Tödlicher Messerangriff in Sarstedt: Angeklagter gesteht vor Gericht
Im Prozess um die tödliche Messerattacke auf den Betreiber einer Geflüchtetenunterkunft in Sarstedt hat der Angeklagte ein Geständnis abgelegt: Er sei verantwortlich für den Tod des Mannes.

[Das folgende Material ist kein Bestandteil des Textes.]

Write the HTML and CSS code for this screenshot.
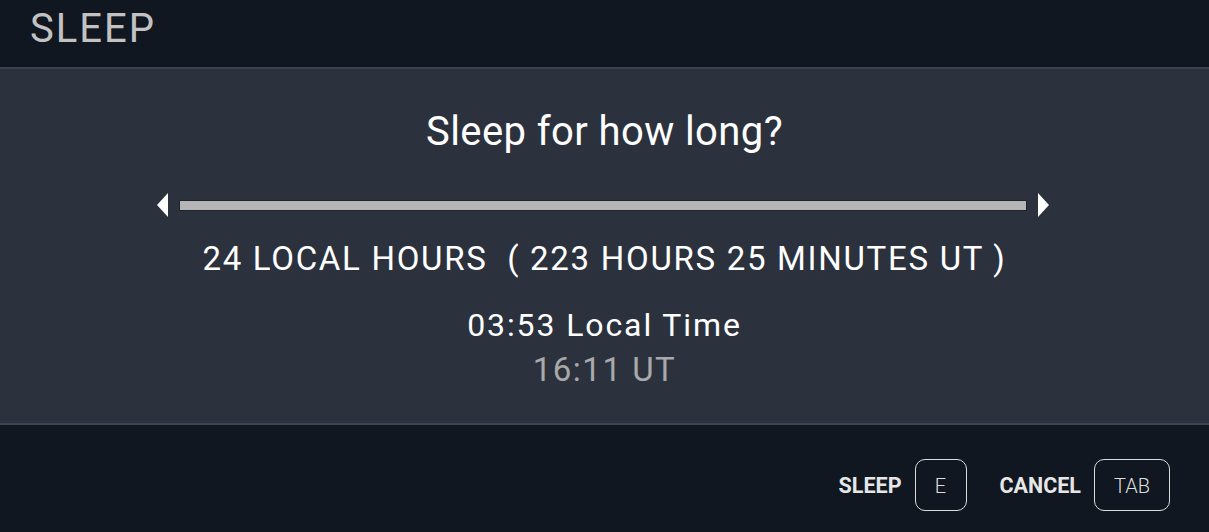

Er übernehme die Verantwortung, habe den 61-Jährigen aber nicht töten wollen, ließ der 35-Jährige am Freitag durch seinen Verteidiger vor dem Hildesheimer Landgericht erklären. Im September vergangenen Jahres soll es in einem zur Unterkunft für Geflüchtete umfunktionierten Hotel nahe dem Sarstedter Bahnhof einen Streit gegeben haben. Laut Anklage soll der damals ausreisepflichtige Angeklagte den Betreiber erst gestoßen und ihm dann ein Messer in die Brust gerammt haben. Der Stich ins Herz war tödlich. Der 61-Jährige verlor binnen Minuten das Bewusstsein und starb noch am Tatort.
Nebenklage äußert Zweifel an Aussage
Der Angeklagte erklärte vor Gericht, er habe sich vom Betreiber und dessen Söhnen bedrängt gefühlt. Diese hätten ihn wegen seines Alkoholkonsums beschimpft und aufgefordert, die Unterkunft zu verlassen. Der Streit eskalierte, als der 61-Jährige ihn als „ehrlos“ bezeichnet habe. Als er einen Griff an Hals und Nacken gespürt habe, sei er in Panik geraten und habe zugestochen, um sich zu verteidigen. Die Nebenklage stellte die Aussage des Angeklagten infrage. "Die Notwehrlage ist an den Haaren herbeigezogen", erklärte Anwalt Holger Nitz. Die Staatsanwaltschaft wirft dem Angeklagten Totschlag vor. Einen terroristischen oder islamistischen Hintergrund der Tat schließt die Staatsanwaltschaft Hildesheim nach eigenen Angaben aus.
Angeklagter wurde seit 2022 geduldet
Im weiteren Verlauf des Prozesses könnte es auch um die Frage gehen, warum sich der 35-Jährige noch in Deutschland aufhielt. Sein erster Asylantrag war im im August 2017 abgelehnt worden, woraufhin er nach Polen überstellt worden war. Im Juni 2022 reiste er laut niedersächsischem Innenministerium erneut ein und stellte einen neuen Asylantrag, einen sogenannten Zweitantrag. Das Verwaltungsgericht Hannover verhängte zunächst einen Abschiebestopp. Seit September 2022 soll der Mann ein Zimmer in der Flüchtlingsunterkunft in Sarstedt gewohnt haben.
Urteil im April erwartet
In dem Prozess stützt sich die Anklage vor allem auf Aufnahmen von Überwachungskameras und die Beobachtung von Zeugen. Nach dem Vorfall am 2. September war der 35-Jährige zunächst geflohen, das Messer wurde in der Nähe des Tatorts gefunden. Aufgrund von Zeugenaussagen und Videoaufnahmen konnte er noch am selben Tag auf einem Firmengelände gefasst werden. Seitdem sitzt er in Untersuchungshaft. Ein Urteil könnte Ende April fallen.